Despite the inevitable embarrassment, the rewards that come from learning a new language definitely outweigh the occasional embarrassment. It is quite wonderful to communicate with someone in their own language. Somehow the cultural barriers that separate us don’t seem to matter so much for a moment in the warmth of encounter.
It is not easy to enter into another culture. From my own experience I’ve discovered that when one first comes into contact with another culture, one inevitably sees it through the lens of one’s own. Before I first left home, a wise person told me, “the faster you come to accept that the Philippines is different, the easier it will be for you.” I hadn’t a clue what he’d meant. Only when I had experienced it myself did I understand how the process of changing one’s perspective works. After the initial period of confusion and anger and struggle that the experience of “difference” brings, at some point, with enough good will and commitment on both sides, you somehow – quite without realising it – start to put aside your own cultural expectations. Only then can you start seeing things as they are. Your lens of judgment has turned into one of compassion.
It’s not as if you start seeing a rose-tinted version of reality… but that you are able to experience it as it is, in both its beauty and imperfections.
I remember the moment I became aware of having reached this point in Indonesia, about a year after starting to live there in 2015. We were then in Ende, Flores, a somewhat more remote part of Indonesia than the big cities one usually hears about. We had gone to visit a young woman we were supporting through university who lived quite a way outside the town, on a hill by a river just before it met the sea.
On the way home we stopped by the beach. Looking out at the mountains and the sea stretching out into the distance, with the hills and river at my back, I suddenly became aware that I loved this land and all the people in it… of the sacredness of each person and creature and pebble of sand in it. It was a moment of wonder.
It was only recently that I started to wonder if this way in which we encounter another culture also applies to our human relationships. Surely it has some similarities: the “difference” I experience in others is inevitably a cause of judgment, conflict and struggle… but perhaps if I am willing to stay in the place of discomfort and open myself to the encounter, I will emerge from the other side with a heart and eyes of compassion for them in all their beauty and brokenness. And could it be that this beauty and brokenness also becomes part of me?
Food for Thought:
Where and how have I encountered “difference” in my life and relationships?
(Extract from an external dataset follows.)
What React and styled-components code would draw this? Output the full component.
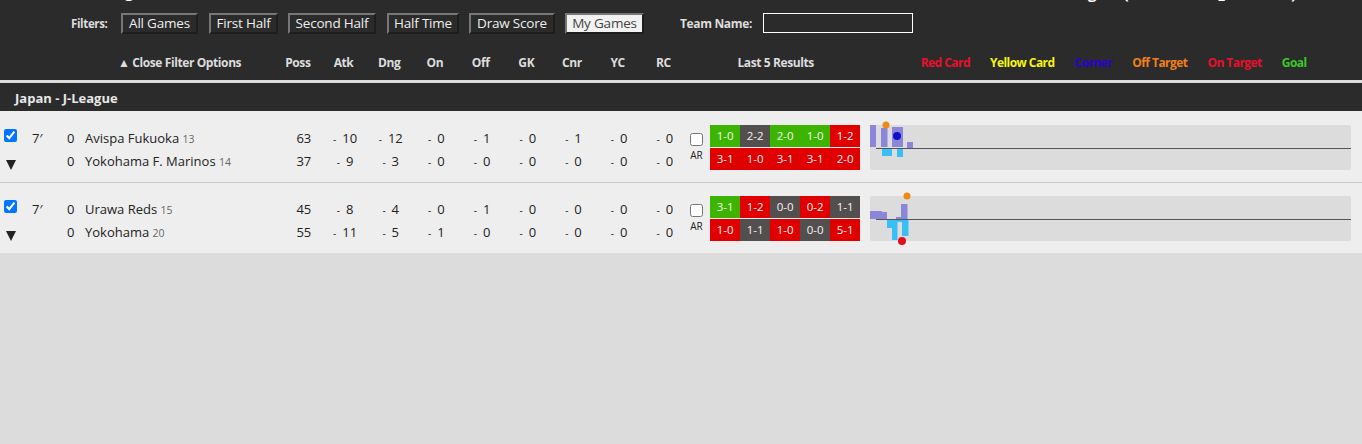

What gifts have that encounter had for me?
You also have to be prepared to play the fool when learning a new language. Inevitably you will at some point find yourself saying something embarrassing. When I was still learning Indonesian two years ago in Indonesia, I was asked to read an announcement in a church group meeting about the activities at an upcoming seminar. There was to be a community service project. But by dint of dropping an “s” at the end of a word, I announced instead, “There will be meatball soup noodles!”
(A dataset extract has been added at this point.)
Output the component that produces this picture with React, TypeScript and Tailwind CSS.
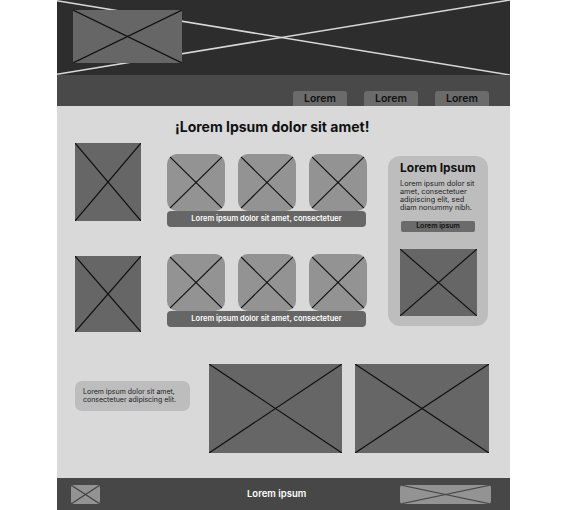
import React from 'react'

type PhProps = { className?: string; stroke?: string; sw?: number }

function Ph({ className = '', stroke = '#111111', sw = 1.2 }: PhProps) {
  return (
    <div className={`relative overflow-hidden shrink-0 ${className}`}>
      <svg className="absolute inset-0 h-full w-full" viewBox="0 0 100 100" preserveAspectRatio="none">
        <line x1="0" y1="0" x2="100" y2="100" stroke={stroke} strokeWidth={sw} vectorEffect="non-scaling-stroke" />
        <line x1="100" y1="0" x2="0" y2="100" stroke={stroke} strokeWidth={sw} vectorEffect="non-scaling-stroke" />
      </svg>
    </div>
  )
}

function TileRow({ top = '' }: { top?: string }) {
  return (
    <div className={`ml-[26px] flex w-[200px] flex-col ${top}`}>
      <div className="flex gap-[13px]">
        <Ph className="h-[57px] w-[58px] rounded-[10px] bg-[#939393]" />
        <Ph className="h-[57px] w-[58px] rounded-[10px] bg-[#939393]" />
        <Ph className="h-[57px] w-[58px] rounded-[10px] bg-[#939393]" />
      </div>
      <div className="flex h-[16px] w-[199px] items-center justify-center rounded-[4px] bg-[#666666] text-[7.5px] font-semibold text-white">
        Lorem ipsum dolor sit amet, consectetuer
      </div>
    </div>
  )
}

export default function App() {
  return (
    <div className="min-h-[510px] w-full bg-white" style={{ fontFamily: 'Inter, "Liberation Sans", sans-serif' }}>
      <div className="mx-auto w-[453px]">
        {/* header */}
        <header className="relative h-[75px] bg-[#2d2d2d]">
          <svg className="absolute inset-0 h-full w-full" viewBox="0 0 100 100" preserveAspectRatio="none">
            <line x1="0" y1="1" x2="100" y2="100" stroke="#d8d8d8" strokeWidth={1.5} vectorEffect="non-scaling-stroke" />
            <line x1="100" y1="0" x2="0" y2="99" stroke="#d8d8d8" strokeWidth={1.5} vectorEffect="non-scaling-stroke" />
          </svg>
          <div className="relative pl-[16px] pt-[10px]">
            <Ph className="h-[53px] w-[109px] bg-[#666666]" />
          </div>
        </header>

        {/* nav */}
        <nav className="flex h-[31px] items-end justify-end gap-[17px] bg-[#494949] pr-[21px]">
          {['Lorem', 'Lorem', 'Lorem'].map((l, i) => (
            <button key={i} className="flex h-[15px] w-[54px] items-center justify-center rounded-t-[3px] bg-[#6b6b6b] text-[10.5px] font-semibold text-[#111111]">
              {l}
            </button>
          ))}
        </nav>

        {/* main */}
        <main className="flex h-[372px] flex-col bg-[#d9d9d9] px-[18px]">
          <h1 className="pl-[100px] pt-[11px] text-[14px] font-bold leading-[20px] text-[#111111]">
            ¡Lorem Ipsum dolor sit amet!
          </h1>

          <div className="mt-[6px] flex items-start">
            <div className="flex w-[293px] flex-col">
              <div className="flex items-start">
                <Ph className="h-[78px] w-[66px] bg-[#666666]" />
                <TileRow top="mt-[11px]" />
              </div>
              <div className="mt-[27px] flex items-start">
                <Ph className="mt-[2px] h-[76px] w-[66px] bg-[#666666]" />
                <TileRow />
              </div>
            </div>

            <aside className="ml-[20px] mt-[13px] flex h-[170px] w-[100px] flex-col rounded-[12px] bg-[#bdbdbd] px-[12px] pt-[5px]">
              <h2 className="text-[12px] font-bold leading-[14px] text-[#111111]">Lorem Ipsum</h2>
              <p className="mt-[5px] text-[7.3px] leading-[8px] text-[#222222]">
                Lorem ipsum dolor sit
                <br />
                amet, consectetuer
                <br />
                adipiscing elit, sed
                <br />
                diam nonummy nibh.
              </p>
              <button className="ml-[1px] mt-[9px] flex h-[11px] w-[74px] items-center justify-center rounded-[2px] bg-[#6b6b6b] text-[7px] font-semibold text-[#111111]">
                Lorem ipsum
              </button>
              <Ph className="mt-[17px] h-[67px] w-[77px] bg-[#666666]" />
            </aside>
          </div>

          <div className="mt-[32px] flex items-start">
            <div className="mt-[17px] flex h-[30px] w-[115px] shrink-0 items-center rounded-[7px] bg-[#bdbdbd] px-[8px] text-[7px] leading-[8px] text-[#222222]">
              <span>
                Lorem ipsum dolor sit amet,
                <br />
                consectetuer adipiscing elit.
              </span>
            </div>
            <Ph className="ml-[19px] h-[89px] w-[133px] bg-[#666666]" />
            <Ph className="ml-[13px] h-[89px] w-[134px] bg-[#666666]" />
          </div>
        </main>

        {/* footer */}
        <footer className="flex h-[32px] items-center bg-[#474747] pl-[14px] pr-[19px]">
          <Ph className="h-[19px] w-[29px] rounded-[3px] bg-[#939393]" stroke="#444444" />
          <span className="ml-[147px] text-[9.5px] font-semibold text-white">Lorem ipsum</span>
          <Ph className="ml-auto h-[19px] w-[91px] rounded-[3px] bg-[#939393]" stroke="#444444" />
        </footer>
      </div>
    </div>
  )
}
Despite the inevitable embarrassment, the rewards that come from learning a new language definitely outweigh the occasional embarrassment. It is quite wonderful to communicate with someone in their own language. Somehow the cultural barriers that separate us don’t seem to matter so much for a moment in the warmth of encounter.
It is not easy to enter into another culture. From my own experience I’ve discovered that when one first comes into contact with another culture, one inevitably sees it through the lens of one’s own. Before I first left home, a wise person told me, “the faster you come to accept that the Philippines is different, the easier it will be for you.” I hadn’t a clue what he’d meant. Only when I had experienced it myself did I understand how the process of changing one’s perspective works. After the initial period of confusion and anger and struggle that the experience of “difference” brings, at some point, with enough good will and commitment on both sides, you somehow – quite without realising it – start to put aside your own cultural expectations. Only then can you start seeing things as they are. Your lens of judgment has turned into one of compassion.
It’s not as if you start seeing a rose-tinted version of reality… but that you are able to experience it as it is, in both its beauty and imperfections.
I remember the moment I became aware of having reached this point in Indonesia, about a year after starting to live there in 2015. We were then in Ende, Flores, a somewhat more remote part of Indonesia than the big cities one usually hears about. We had gone to visit a young woman we were supporting through university who lived quite a way outside the town, on a hill by a river just before it met the sea.
On the way home we stopped by the beach. Looking out at the mountains and the sea stretching out into the distance, with the hills and river at my back, I suddenly became aware that I loved this land and all the people in it… of the sacredness of each person and creature and pebble of sand in it. It was a moment of wonder.
Sunset in Ende, Flores |
It was only recently that I started to wonder if this way in which we encounter another culture also applies to our human relationships. Surely it has some similarities: the “difference” I experience in others is inevitably a cause of judgment, conflict and struggle… but perhaps if I am willing to stay in the place of discomfort and open myself to the encounter, I will emerge from the other side with a heart and eyes of compassion for them in all their beauty and brokenness. And could it be that this beauty and brokenness also becomes part of me?
Food for Thought:
Where and how have I encountered “difference” in my life and relationships?
What gifts have that encounter had for me?